I was watching the sunset with friends when I saw your message. It seems to be in the evenings that you realise that I am no longer there next to you. I looked at it and for the first time something happened. I could not put my finger on it, but there was this ongoing sensation deep in my gut. This restlessness that would not leave my body regardless of what I did.


It was insignificant enough to ignore for a few days, but suddenly, it intensified into this electricity that overtook my body in the middle of a class and sent my mind into a wild hunt for answers. Would it have been better if I had just replied to you? Would the restless electricity have stopped burning inside my flesh then?

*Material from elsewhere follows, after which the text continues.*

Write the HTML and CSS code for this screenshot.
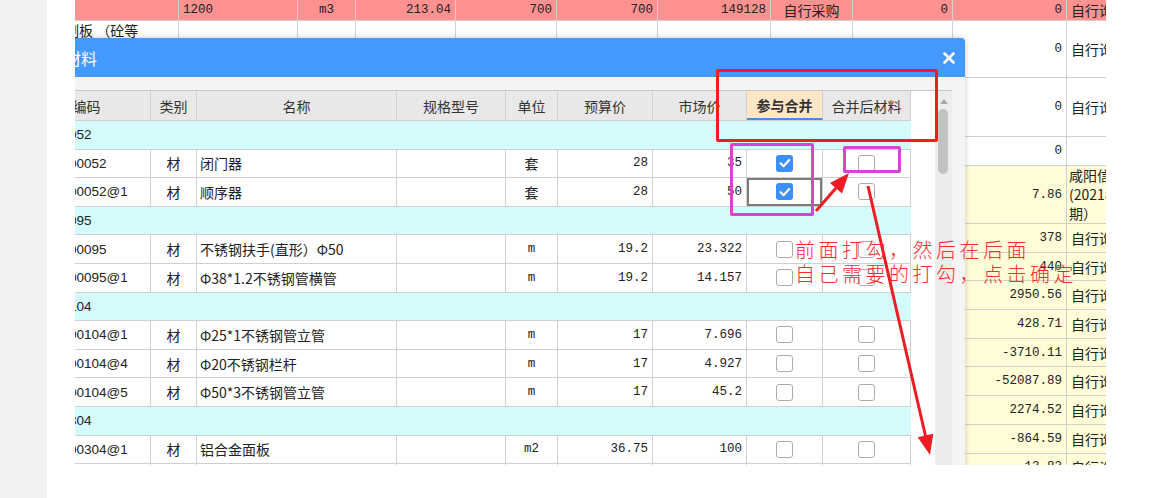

I had been sitting still trying to do damage control for what I believed to be the beginning of a strong panic attack when it hit me. Why had I assumed this energy was a bad thing? What if this is what freeing myself from you felt like? What if this is all the positive energy that I had not allowed myself to feel because I had been too busy pinning over you?


A smile curved my lips at this realisation. You might be the person I am destined to end up with or we might never speak again. I may end up looking back at my exchange as the best time of my life or I may hate the second I opted to leave my home. But the question is: who cares? None of that is a part of reality. I had been so busy partly living back home and partly in my exchange, partly being yours and partly hating your guts, partly missing everything and partly falling in love with this new city that I had not realised that I have already started growing here.


Plans are coming and going, my classes were a mess and then they got solved, I met the most amazing people and I got bored out of my mind, I danced at the beach and I sang at the top of my lungs. All of that in only two weeks of being here. I do not believe in missing out and I do not believe in regret, and I love this way of living. It is freeing and it lets me grow and change without added pain.


When I realised this, a question popped up in my mind. It felt like all the electricity got released into my bloodstream. As sudden as it had started, it vanished into the biggest smile I had had in a long time. With the feeling still overtaking my whole body, I grabbed a pen and scribbled on the edge of my notebook: “I’m not going to let any opportunities pass anymore. It’s time to take a leap.”